======== GIVEN DATA

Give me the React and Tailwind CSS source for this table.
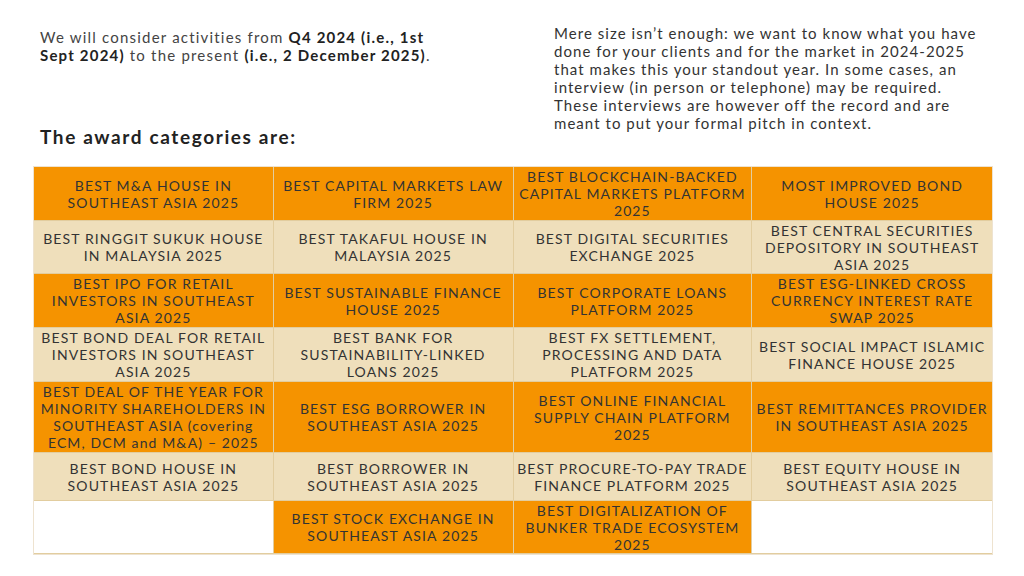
import React from "react";

const O = "bg-[#f59300]";
const B = "bg-[#efdfbb]";
const W = "bg-white";

const rows = [
  { h: "h-[54px]", cells: [
    [O, ["BEST M&A HOUSE IN", "SOUTHEAST ASIA 2025"]],
    [O, ["BEST CAPITAL MARKETS LAW", "FIRM 2025"]],
    [O, ["BEST BLOCKCHAIN-BACKED", "CAPITAL MARKETS PLATFORM", "2025"]],
    [O, ["MOST IMPROVED BOND", "HOUSE 2025"]],
  ]},
  { h: "h-[53px]", cells: [
    [B, ["BEST RINGGIT SUKUK HOUSE", "IN MALAYSIA 2025"]],
    [B, ["BEST TAKAFUL HOUSE IN", "MALAYSIA 2025"]],
    [B, ["BEST DIGITAL SECURITIES", "EXCHANGE 2025"]],
    [B, ["BEST CENTRAL SECURITIES", "DEPOSITORY IN SOUTHEAST", "ASIA 2025"]],
  ]},
  { h: "h-[54px]", cells: [
    [O, ["BEST IPO FOR RETAIL", "INVESTORS IN SOUTHEAST", "ASIA 2025"]],
    [O, ["BEST SUSTAINABLE FINANCE", "HOUSE 2025"]],
    [O, ["BEST CORPORATE LOANS", "PLATFORM 2025"]],
    [O, ["BEST ESG-LINKED CROSS", "CURRENCY INTEREST RATE", "SWAP 2025"]],
  ]},
  { h: "h-[54px]", cells: [
    [B, ["BEST BOND DEAL FOR RETAIL", "INVESTORS IN SOUTHEAST", "ASIA 2025"]],
    [B, ["BEST BANK FOR", "SUSTAINABILITY-LINKED", "LOANS 2025"]],
    [B, ["BEST FX SETTLEMENT,", "PROCESSING AND DATA", "PLATFORM 2025"]],
    [B, ["BEST SOCIAL IMPACT ISLAMIC", "FINANCE HOUSE 2025"]],
  ]},
  { h: "h-[71px]", cells: [
    [O, ["BEST DEAL OF THE YEAR FOR", "MINORITY SHAREHOLDERS IN", "SOUTHEAST ASIA (covering", "ECM, DCM and M&A) – 2025"]],
    [O, ["BEST ESG BORROWER IN", "SOUTHEAST ASIA 2025"]],
    [O, ["BEST ONLINE FINANCIAL", "SUPPLY CHAIN PLATFORM", "2025"]],
    [O, ["BEST REMITTANCES PROVIDER", "IN SOUTHEAST ASIA 2025"]],
  ]},
  { h: "h-[48px]", cells: [
    [B, ["BEST BOND HOUSE IN", "SOUTHEAST ASIA 2025"]],
    [B, ["BEST BORROWER IN", "SOUTHEAST ASIA 2025"]],
    [B, ["BEST PROCURE-TO-PAY TRADE", "FINANCE PLATFORM 2025"]],
    [B, ["BEST EQUITY HOUSE IN", "SOUTHEAST ASIA 2025"]],
  ]},
  { h: "h-[53px]", cells: [
    [W, []],
    [O, ["BEST STOCK EXCHANGE IN", "SOUTHEAST ASIA 2025"]],
    [O, ["BEST DIGITALIZATION OF", "BUNKER TRADE ECOSYSTEM", "2025"]],
    [W, []],
  ]},
];

const widths = ["w-[240px]", "w-[240px]", "w-[239px]", "w-[240px]"];

export default function App() {
  return (
    <div
      className="w-[1024px] h-[576px] bg-white overflow-hidden text-[#333]"
      style={{ fontFamily: "Lato, 'Open Sans', sans-serif" }}
    >
      <div className="flex h-[166px]">
        <div className="w-[514px] pl-[40px] pt-[28px]">
          <p className="text-[15px] leading-[18.3px] tracking-[0.08em] text-[#444] whitespace-nowrap">
            We will consider activities from <b className="text-[#222]">Q4 2024 (i.e., 1st</b>
            <br />
            <b className="text-[#222]">Sept 2024)</b> to the present <b className="text-[#222]">(i.e., 2 December 2025)</b>.
          </p>
          <h2 className="mt-[61px] text-[19px] leading-[22px] font-bold tracking-[0.085em] text-[#222] whitespace-nowrap">
            The award categories are:
          </h2>
        </div>
        <div className="pl-[40px] pt-[24px]">
          <p className="text-[15px] leading-[18px] tracking-[0.07em] text-[#333] whitespace-nowrap">
            Mere size isn’t enough: we want to know what you have
            <br />
            done for your clients and for the market in 2024-2025
            <br />
            that makes this your standout year. In some cases, an
            <br />
            interview (in person or telephone) may be required.
            <br />
            These interviews are however off the record and are
            <br />
            meant to put your formal pitch in context.
          </p>
        </div>
      </div>
      <div className="ml-[33px] w-[960px] border border-[#eee3d0] flex flex-col">
        {rows.map((r, i) => (
          <div key={i} className={`flex ${r.h}`}>
            {r.cells.map(([bg, lines], j) => (
              <div
                key={j}
                className={`${widths[j]} ${bg} flex flex-col items-center justify-center text-center text-[14px] leading-[17px] tracking-[0.08em] text-[#333] whitespace-nowrap border-b border-r border-[#e2cd9f] last:border-r-0`}
              >
                {lines.map((l, k) => (
                  <span key={k}>{l}</span>
                ))}
              </div>
            ))}
          </div>
        ))}
      </div>
    </div>
  );
}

================

» **SHORT EXERCISE**
Repeat the material above verbatim, with no pictures in the output.

» **WRITTEN ANSWER**
Give me the React and Tailwind CSS source for this table.
import React from "react";

const O = "bg-[#f59300]";
const B = "bg-[#efdfbb]";
const W = "bg-white";

const rows = [
  { h: "h-[54px]", cells: [
    [O, ["BEST M&A HOUSE IN", "SOUTHEAST ASIA 2025"]],
    [O, ["BEST CAPITAL MARKETS LAW", "FIRM 2025"]],
    [O, ["BEST BLOCKCHAIN-BACKED", "CAPITAL MARKETS PLATFORM", "2025"]],
    [O, ["MOST IMPROVED BOND", "HOUSE 2025"]],
  ]},
  { h: "h-[53px]", cells: [
    [B, ["BEST RINGGIT SUKUK HOUSE", "IN MALAYSIA 2025"]],
    [B, ["BEST TAKAFUL HOUSE IN", "MALAYSIA 2025"]],
    [B, ["BEST DIGITAL SECURITIES", "EXCHANGE 2025"]],
    [B, ["BEST CENTRAL SECURITIES", "DEPOSITORY IN SOUTHEAST", "ASIA 2025"]],
  ]},
  { h: "h-[54px]", cells: [
    [O, ["BEST IPO FOR RETAIL", "INVESTORS IN SOUTHEAST", "ASIA 2025"]],
    [O, ["BEST SUSTAINABLE FINANCE", "HOUSE 2025"]],
    [O, ["BEST CORPORATE LOANS", "PLATFORM 2025"]],
    [O, ["BEST ESG-LINKED CROSS", "CURRENCY INTEREST RATE", "SWAP 2025"]],
  ]},
  { h: "h-[54px]", cells: [
    [B, ["BEST BOND DEAL FOR RETAIL", "INVESTORS IN SOUTHEAST", "ASIA 2025"]],
    [B, ["BEST BANK FOR", "SUSTAINABILITY-LINKED", "LOANS 2025"]],
    [B, ["BEST FX SETTLEMENT,", "PROCESSING AND DATA", "PLATFORM 2025"]],
    [B, ["BEST SOCIAL IMPACT ISLAMIC", "FINANCE HOUSE 2025"]],
  ]},
  { h: "h-[71px]", cells: [
    [O, ["BEST DEAL OF THE YEAR FOR", "MINORITY SHAREHOLDERS IN", "SOUTHEAST ASIA (covering", "ECM, DCM and M&A) – 2025"]],
    [O, ["BEST ESG BORROWER IN", "SOUTHEAST ASIA 2025"]],
    [O, ["BEST ONLINE FINANCIAL", "SUPPLY CHAIN PLATFORM", "2025"]],
    [O, ["BEST REMITTANCES PROVIDER", "IN SOUTHEAST ASIA 2025"]],
  ]},
  { h: "h-[48px]", cells: [
    [B, ["BEST BOND HOUSE IN", "SOUTHEAST ASIA 2025"]],
    [B, ["BEST BORROWER IN", "SOUTHEAST ASIA 2025"]],
    [B, ["BEST PROCURE-TO-PAY TRADE", "FINANCE PLATFORM 2025"]],
    [B, ["BEST EQUITY HOUSE IN", "SOUTHEAST ASIA 2025"]],
  ]},
  { h: "h-[53px]", cells: [
    [W, []],
    [O, ["BEST STOCK EXCHANGE IN", "SOUTHEAST ASIA 2025"]],
    [O, ["BEST DIGITALIZATION OF", "BUNKER TRADE ECOSYSTEM", "2025"]],
    [W, []],
  ]},
];

const widths = ["w-[240px]", "w-[240px]", "w-[239px]", "w-[240px]"];

export default function App() {
  return (
    <div
      className="w-[1024px] h-[576px] bg-white overflow-hidden text-[#333]"
      style={{ fontFamily: "Lato, 'Open Sans', sans-serif" }}
    >
      <div className="flex h-[166px]">
        <div className="w-[514px] pl-[40px] pt-[28px]">
          <p className="text-[15px] leading-[18.3px] tracking-[0.08em] text-[#444] whitespace-nowrap">
            We will consider activities from <b className="text-[#222]">Q4 2024 (i.e., 1st</b>
            <br />
            <b className="text-[#222]">Sept 2024)</b> to the present <b className="text-[#222]">(i.e., 2 December 2025)</b>.
          </p>
          <h2 className="mt-[61px] text-[19px] leading-[22px] font-bold tracking-[0.085em] text-[#222] whitespace-nowrap">
            The award categories are:
          </h2>
        </div>
        <div className="pl-[40px] pt-[24px]">
          <p className="text-[15px] leading-[18px] tracking-[0.07em] text-[#333] whitespace-nowrap">
            Mere size isn’t enough: we want to know what you have
            <br />
            done for your clients and for the market in 2024-2025
            <br />
            that makes this your standout year. In some cases, an
            <br />
            interview (in person or telephone) may be required.
            <br />
            These interviews are however off the record and are
            <br />
            meant to put your formal pitch in context.
          </p>
        </div>
      </div>
      <div className="ml-[33px] w-[960px] border border-[#eee3d0] flex flex-col">
        {rows.map((r, i) => (
          <div key={i} className={`flex ${r.h}`}>
            {r.cells.map(([bg, lines], j) => (
              <div
                key={j}
                className={`${widths[j]} ${bg} flex flex-col items-center justify-center text-center text-[14px] leading-[17px] tracking-[0.08em] text-[#333] whitespace-nowrap border-b border-r border-[#e2cd9f] last:border-r-0`}
              >
                {lines.map((l, k) => (
                  <span key={k}>{l}</span>
                ))}
              </div>
            ))}
          </div>
        ))}
      </div>
    </div>
  );
}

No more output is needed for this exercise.